Melalui produk inovasi, kami hendak menawarkan solusi bagi warga pesisir yang menggemari salah satu hidangan yang ditulis dalam buku Resep Tetangga, misalnya, lawar jantung pisang, hidangan yang berbahan dasar buah jantung pisang yang telah direbus kemudian diiris halus, dengan campuran daging ikan bakar segar, kelapa tumbuk yang disangrai, serta beberapa kondimen pelengkap seperti, bawang merah, cabe rawit, jeruk purut dan kemangi yang semuanya diiris halus.

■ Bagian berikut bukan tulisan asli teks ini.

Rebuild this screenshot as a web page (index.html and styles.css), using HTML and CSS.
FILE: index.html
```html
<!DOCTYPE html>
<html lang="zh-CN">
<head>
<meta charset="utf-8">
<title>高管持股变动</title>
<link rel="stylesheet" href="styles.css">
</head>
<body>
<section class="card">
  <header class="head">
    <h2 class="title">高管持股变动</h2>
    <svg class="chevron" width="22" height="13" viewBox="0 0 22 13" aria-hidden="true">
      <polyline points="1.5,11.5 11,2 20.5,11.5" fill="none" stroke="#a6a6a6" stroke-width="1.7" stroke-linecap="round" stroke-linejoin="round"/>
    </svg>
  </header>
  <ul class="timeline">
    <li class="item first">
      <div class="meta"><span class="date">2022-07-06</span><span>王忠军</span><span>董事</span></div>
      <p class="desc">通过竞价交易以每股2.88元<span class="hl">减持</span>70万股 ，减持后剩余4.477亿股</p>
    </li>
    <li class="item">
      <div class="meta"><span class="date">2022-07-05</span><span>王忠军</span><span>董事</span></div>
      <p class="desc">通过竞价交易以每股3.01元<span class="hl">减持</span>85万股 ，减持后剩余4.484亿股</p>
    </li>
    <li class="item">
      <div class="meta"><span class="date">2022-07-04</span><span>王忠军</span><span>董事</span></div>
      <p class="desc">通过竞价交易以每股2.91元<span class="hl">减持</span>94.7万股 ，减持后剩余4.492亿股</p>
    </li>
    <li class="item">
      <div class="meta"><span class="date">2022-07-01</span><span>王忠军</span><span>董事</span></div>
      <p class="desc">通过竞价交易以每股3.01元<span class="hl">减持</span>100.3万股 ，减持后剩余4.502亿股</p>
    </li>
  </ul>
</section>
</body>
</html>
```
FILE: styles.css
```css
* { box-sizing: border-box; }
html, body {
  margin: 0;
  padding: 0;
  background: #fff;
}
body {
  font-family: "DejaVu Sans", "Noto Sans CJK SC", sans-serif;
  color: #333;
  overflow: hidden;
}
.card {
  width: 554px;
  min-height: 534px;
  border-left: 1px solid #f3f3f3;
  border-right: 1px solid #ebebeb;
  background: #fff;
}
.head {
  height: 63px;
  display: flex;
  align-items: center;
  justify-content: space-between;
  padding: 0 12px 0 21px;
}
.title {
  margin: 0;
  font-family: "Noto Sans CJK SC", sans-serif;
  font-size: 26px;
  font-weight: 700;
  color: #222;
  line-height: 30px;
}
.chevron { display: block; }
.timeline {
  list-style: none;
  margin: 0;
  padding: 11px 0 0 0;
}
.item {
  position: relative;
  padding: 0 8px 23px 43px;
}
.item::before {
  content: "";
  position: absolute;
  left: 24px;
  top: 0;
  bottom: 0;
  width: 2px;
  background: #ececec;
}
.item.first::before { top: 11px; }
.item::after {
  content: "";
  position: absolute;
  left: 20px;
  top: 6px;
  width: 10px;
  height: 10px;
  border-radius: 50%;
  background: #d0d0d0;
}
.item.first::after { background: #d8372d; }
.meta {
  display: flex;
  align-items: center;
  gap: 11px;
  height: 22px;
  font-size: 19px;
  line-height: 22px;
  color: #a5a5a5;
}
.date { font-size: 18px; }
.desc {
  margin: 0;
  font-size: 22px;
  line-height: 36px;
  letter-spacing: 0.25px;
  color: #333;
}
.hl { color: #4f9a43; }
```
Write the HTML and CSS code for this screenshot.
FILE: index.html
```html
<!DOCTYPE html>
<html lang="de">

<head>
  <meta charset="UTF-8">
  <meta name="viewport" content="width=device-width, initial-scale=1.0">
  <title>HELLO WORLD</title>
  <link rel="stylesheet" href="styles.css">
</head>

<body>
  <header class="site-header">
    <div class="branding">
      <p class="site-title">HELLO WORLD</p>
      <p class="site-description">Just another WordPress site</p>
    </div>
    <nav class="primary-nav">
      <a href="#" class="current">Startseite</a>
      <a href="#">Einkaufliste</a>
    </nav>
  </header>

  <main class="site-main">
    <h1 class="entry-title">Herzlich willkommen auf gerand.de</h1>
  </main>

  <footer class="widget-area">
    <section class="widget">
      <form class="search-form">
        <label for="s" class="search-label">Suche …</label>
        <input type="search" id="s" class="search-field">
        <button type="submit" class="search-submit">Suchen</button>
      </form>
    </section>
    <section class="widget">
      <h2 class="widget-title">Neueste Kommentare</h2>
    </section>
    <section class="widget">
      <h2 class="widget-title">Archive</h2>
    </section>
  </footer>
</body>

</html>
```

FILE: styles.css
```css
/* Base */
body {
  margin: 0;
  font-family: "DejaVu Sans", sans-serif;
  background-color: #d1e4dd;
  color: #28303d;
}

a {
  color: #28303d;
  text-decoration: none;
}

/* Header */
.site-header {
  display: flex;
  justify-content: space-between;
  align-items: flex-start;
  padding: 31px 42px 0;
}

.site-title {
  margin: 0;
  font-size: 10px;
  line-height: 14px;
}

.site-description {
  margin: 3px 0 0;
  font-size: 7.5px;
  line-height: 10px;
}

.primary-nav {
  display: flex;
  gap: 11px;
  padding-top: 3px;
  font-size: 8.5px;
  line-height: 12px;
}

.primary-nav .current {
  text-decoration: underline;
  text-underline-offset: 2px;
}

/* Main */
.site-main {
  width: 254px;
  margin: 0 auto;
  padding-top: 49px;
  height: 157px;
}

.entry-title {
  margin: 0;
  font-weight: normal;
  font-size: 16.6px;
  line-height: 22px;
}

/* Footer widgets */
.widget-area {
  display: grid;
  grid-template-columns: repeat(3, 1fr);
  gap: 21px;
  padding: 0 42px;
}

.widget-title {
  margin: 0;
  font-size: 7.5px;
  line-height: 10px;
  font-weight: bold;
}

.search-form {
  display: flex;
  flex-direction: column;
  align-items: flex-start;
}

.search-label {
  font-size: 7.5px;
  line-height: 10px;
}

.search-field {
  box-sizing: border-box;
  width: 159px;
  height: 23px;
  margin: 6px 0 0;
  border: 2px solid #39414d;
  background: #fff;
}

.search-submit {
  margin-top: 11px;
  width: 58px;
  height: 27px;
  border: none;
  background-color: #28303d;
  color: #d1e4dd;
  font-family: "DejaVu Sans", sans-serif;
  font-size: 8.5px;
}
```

Hidangan ini biasanya dijadikan sayur sekaligus lauk yang disantap dengan nasi hangat. Hidangan ini amat sering dihidangkan ketika hasil tangkapan ikan berkurang, di saat musim penghujan serta angin dan bulan terang. Inovasi menu lawar jantung pisang dikombinasikan dengan ikan asin yang harganya murah dapat mengganti fungsi ikan basah dengan beberapa pertimbangan. Hal-hal kecil ini mendapat respon yang sangat baik dari warga yang sempat mengikuti workshop memasak pada 28 Agustus lalu. Hasil kreasi menu ini memberikan banyak rasa baru, misalnya pada resep lawar jantung pisang yang diinovasi.

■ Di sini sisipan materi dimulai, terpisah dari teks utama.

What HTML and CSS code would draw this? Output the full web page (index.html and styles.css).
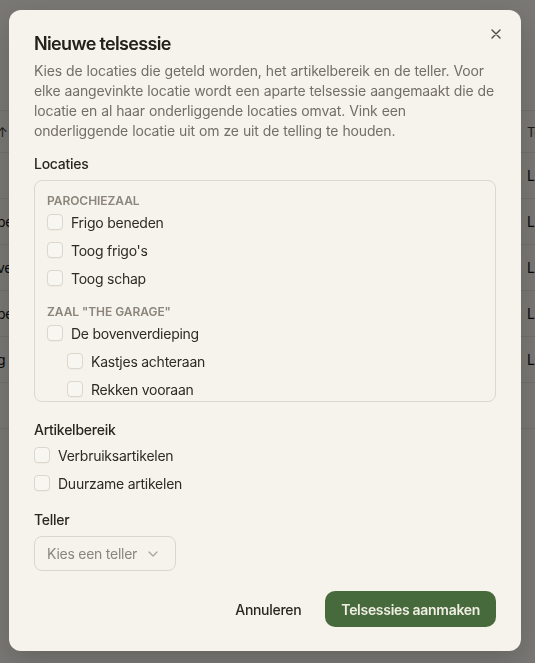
FILE: index.html
```html
<!DOCTYPE html>
<html lang="nl">
<head>
<meta charset="utf-8">
<title>Nieuwe telsessie</title>
<link rel="stylesheet" href="styles.css">
</head>
<body>
<div class="page">
  <div class="table">
    <div class="trow thead"><span class="c-left">↑</span><span class="c-right">Te</span></div>
    <div class="trow"><span class="c-left"></span><span class="c-right">L</span></div>
    <div class="trow"><span class="c-left">be</span><span class="c-right">L</span></div>
    <div class="trow"><span class="c-left">ve</span><span class="c-right">L</span></div>
    <div class="trow"><span class="c-left">be</span><span class="c-right">L</span></div>
    <div class="trow"><span class="c-left">g</span><span class="c-right">L</span></div>
    <div class="trow"><span class="c-left"></span><span class="c-right"></span></div>
  </div>
</div>

<div class="overlay">
  <div class="dialog" role="dialog" aria-labelledby="dlg-title">
    <button class="close" type="button" aria-label="Sluiten">
      <svg width="10" height="10" viewBox="0 0 10 10" aria-hidden="true"><path d="M1 1L9 9M9 1L1 9" stroke="currentColor" stroke-width="1.4" stroke-linecap="round" fill="none"/></svg>
    </button>
    <h2 class="title" id="dlg-title">Nieuwe telsessie</h2>
    <p class="desc">Kies de locaties die geteld worden, het artikelbereik en de teller. Voor<br>elke aangevinkte locatie wordt een aparte telsessie aangemaakt die de<br>locatie en al haar onderliggende locaties omvat. Vink een<br>onderliggende locatie uit om ze uit de telling te houden.</p>

    <section class="field field-loc">
      <div class="label">Locaties</div>
      <div class="loc-box">
        <div class="group">
          <div class="group-title">Parochiezaal</div>
          <ul class="items">
            <li><label class="check"><span class="cb"></span>Frigo beneden</label></li>
            <li><label class="check"><span class="cb"></span>Toog frigo's</label></li>
            <li><label class="check"><span class="cb"></span>Toog schap</label></li>
          </ul>
        </div>
        <div class="group">
          <div class="group-title">Zaal "The Garage"</div>
          <ul class="items">
            <li><label class="check"><span class="cb"></span>De bovenverdieping</label></li>
            <li class="child"><label class="check"><span class="cb"></span>Kastjes achteraan</label></li>
            <li class="child"><label class="check"><span class="cb"></span>Rekken vooraan</label></li>
          </ul>
        </div>
      </div>
    </section>

    <section class="field field-range">
      <div class="label">Artikelbereik</div>
      <ul class="items">
        <li><label class="check"><span class="cb"></span>Verbruiksartikelen</label></li>
        <li><label class="check"><span class="cb"></span>Duurzame artikelen</label></li>
      </ul>
    </section>

    <section class="field field-teller">
      <div class="label">Teller</div>
      <button class="select" type="button">
        <span class="select-text">Kies een teller</span>
        <svg class="chev" width="10" height="6" viewBox="0 0 10 6" aria-hidden="true"><path d="M1 1L5 5L9 1" stroke="currentColor" stroke-width="1.2" stroke-linecap="round" stroke-linejoin="round" fill="none"/></svg>
      </button>
    </section>

    <div class="actions">
      <button class="btn btn-ghost" type="button">Annuleren</button>
      <button class="btn btn-primary" type="button">Telsessies aanmaken</button>
    </div>
  </div>
</div>
</body>
</html>
```

FILE: styles.css
```css
* { box-sizing: border-box; }

html, body {
  margin: 0;
  padding: 0;
}

body {
  width: 535px;
  height: 663px;
  overflow: hidden;
  background: #f4f1ea;
  font-family: Inter, "Noto Sans", "Liberation Sans", sans-serif;
  color: #2a2621;
  letter-spacing: -0.25px;
}

/* background page */
.page {
  padding-top: 110px;
}

.table {
  border-top: 1px solid #e4dfd5;
}

.trow {
  display: flex;
  justify-content: space-between;
  align-items: center;
  height: 46px;
  border-bottom: 1px solid #e4dfd5;
  font-size: 14px;
  color: #111111;
}

.trow.thead {
  height: 42px;
  color: #3a3632;
  font-size: 13px;
}

.c-left {
  margin-left: -3px;
}

.c-right {
  width: 8px;
  overflow: hidden;
  white-space: nowrap;
}

/* overlay + dialog */
.overlay {
  position: fixed;
  inset: 0;
  background: rgba(0, 0, 0, 0.5);
  padding: 10px 0 0 9px;
}

.dialog {
  position: relative;
  width: 512px;
  background: #f6f3ec;
  border-radius: 12px;
  padding: 22px 25px 24px;
  box-shadow: 0 10px 30px rgba(0, 0, 0, 0.18);
}

.close {
  position: absolute;
  top: 14px;
  right: 15px;
  width: 20px;
  height: 20px;
  padding: 0;
  border: 0;
  background: transparent;
  color: #4d4943;
  display: flex;
  align-items: center;
  justify-content: center;
}

.title {
  margin: 0 0 4px;
  font-size: 18px;
  line-height: 24px;
  font-weight: 600;
  color: #24201c;
  letter-spacing: -0.65px;
}

.desc {
  margin: 0;
  padding-top: 1px;
  font-size: 14px;
  line-height: 20px;
  color: #736e66;
  letter-spacing: -0.15px;
  word-spacing: 0.3px;
  white-space: nowrap;
}

.field-loc { margin-top: 13px; }
.field-range { margin-top: 18px; }
.field-teller { margin-top: 17px; }

.label {
  font-size: 14px;
  line-height: 20px;
  font-weight: 500;
  color: #2a2621;
  margin-bottom: 6px;
}

.field-range .label { margin-bottom: 5px; }

.loc-box {
  height: 222px;
  overflow: hidden;
  border: 1px solid #ddd8ce;
  border-radius: 8px;
  padding: 12px 12px;
}

.group + .group { margin-top: 16px; }

.group-title {
  font-size: 12px;
  line-height: 16px;
  font-weight: 600;
  text-transform: uppercase;
  letter-spacing: -0.05px;
  color: #8b857b;
  margin-bottom: 3px;
}

.items {
  list-style: none;
  margin: 0;
  padding: 0;
  display: flex;
  flex-direction: column;
  gap: 8px;
}

.items .child { padding-left: 20px; }

.check {
  display: flex;
  align-items: center;
  gap: 8px;
  height: 20px;
  font-size: 14px;
  color: #2e2a25;
}

.cb {
  flex: none;
  width: 16px;
  height: 16px;
  border: 1px solid #dcd7cd;
  border-radius: 4px;
  background: #f8f6f1;
  box-shadow: 0 1px 1px rgba(0, 0, 0, 0.03);
}

.select {
  display: inline-flex;
  align-items: center;
  gap: 11px;
  height: 35px;
  padding: 0 17px 0 12px;
  border: 1px solid #dcd7cd;
  border-radius: 8px;
  background: #f6f3ec;
  font: inherit;
  font-size: 14px;
  letter-spacing: -0.25px;
  color: #8b867d;
}

.chev { color: #a8a298; }

.actions {
  display: flex;
  justify-content: flex-end;
  gap: 8px;
  margin-top: 20px;
}

.btn {
  height: 36px;
  padding: 0 16px;
  border: 0;
  border-radius: 10px;
  font: inherit;
  font-size: 14px;
  letter-spacing: -0.3px;
  font-weight: 600;
}

.btn-ghost {
  background: transparent;
  color: #2a2621;
  font-weight: 500;
}

.btn-primary {
  background: #466a3b;
  color: #f1eee4;
}
```
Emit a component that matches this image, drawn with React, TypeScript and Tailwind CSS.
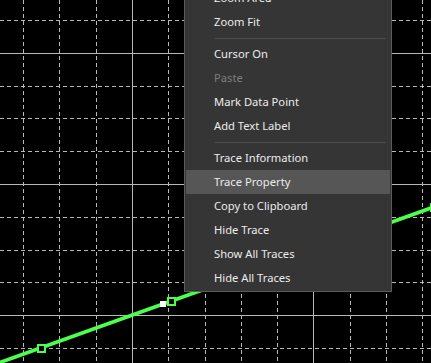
const vLines = Array.from({ length: 12 }, (_, i) => Math.round(23 + 36.3 * i));
const hLines = Array.from({ length: 11 }, (_, i) => Math.round(20 + 32.8 * i));

const lineY = (x: number) => 347.7 - 0.3584 * (x - 41);

type Item = { label: string; disabled?: boolean; active?: boolean } | 'sep';

const items: Item[] = [
  { label: 'Zoom Area' },
  { label: 'Zoom Fit' },
  'sep',
  { label: 'Cursor On' },
  { label: 'Paste', disabled: true },
  { label: 'Mark Data Point' },
  { label: 'Add Text Label' },
  'sep',
  { label: 'Trace Information' },
  { label: 'Trace Property', active: true },
  { label: 'Copy to Clipboard' },
  { label: 'Hide Trace' },
  { label: 'Show All Traces' },
  { label: 'Hide All Traces' },
];

// hollow square data point marker
const Marker = ({ x }: { x: number }) => (
  <rect
    x={x - 3.5}
    y={Math.round(lineY(x)) - 3.5}
    width={7}
    height={7}
    fill="#000"
    stroke="#4dff4d"
    strokeWidth={2}
  />
);

const Chart = () => (
  <svg width={431} height={363} className="block" shapeRendering="crispEdges">
    <rect width={431} height={363} fill="#000" />
    {vLines.map((x, i) => (
      <line
        key={`v${i}`}
        x1={x + 0.5}
        x2={x + 0.5}
        y1={0}
        y2={363}
        stroke="#b8b8b8"
        strokeDasharray={i === 3 || i === 8 ? undefined : '4 3'}
      />
    ))}
    {hLines.map((y, i) => (
      <line
        key={`h${i}`}
        x1={0}
        x2={431}
        y1={y + 0.5}
        y2={y + 0.5}
        stroke="#b8b8b8"
        strokeDasharray={i === 1 || i === 5 || i === 9 ? undefined : '4 3'}
      />
    ))}
    <line
      x1={-5}
      y1={lineY(-5)}
      x2={440}
      y2={lineY(440)}
      stroke="#4dff4d"
      strokeWidth={3.8}
      shapeRendering="auto"
    />
    <Marker x={41} />
    <Marker x={171} />
    <Marker x={301} />
    <Marker x={434} />
    <rect x={160} y={301} width={6} height={6} fill="#fff" />
  </svg>
);

export default function App() {
  return (
    <div className="relative h-[363px] w-[431px] overflow-hidden bg-black">
      <Chart />
      <div
        className="absolute left-[184px] top-[-16px] w-[208px] border border-[#5a5a5a] bg-[#353535] p-px text-[11.2px] text-[#ececec]"
        style={{ fontFamily: '"Noto Sans", "Open Sans", sans-serif' }}
      >
        {items.map((it, i) =>
          it === 'sep' ? (
            <div key={i} className="flex h-2 items-center pl-[29px] pr-[4px]">
              <div className="h-px w-full bg-[#4c4c4c]" />
            </div>
          ) : (
            <div
              key={i}
              className={`flex h-6 items-center pl-[28px] pt-px ${it.active ? 'bg-[#565656]' : ''} ${
                it.disabled ? 'text-[#7d7d7d]' : ''
              }`}
            >
              {it.label}
            </div>
          )
        )}
      </div>
    </div>
  );
}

Di kolektif Videoge, kami menekuni kerja-kerja kreatif warga muda di pesisir Labuan Bajo. Kami sebagai warga merekam kampung halaman, mendokumentasikan pangan dan pengetahuan tentang makanan, dan mengupayakan arsipnya. Kami berharap hal ini kemudian dapat membantu warga tidak saja melihat potensi pengembangan pangan dan hasil laut, tetapi juga mulai memikirkan upaya inovasi terhadap hal-hal tersebut untuk menyesuaikan diri dengan perkembangan zaman dan kerusakan ekosistem laut.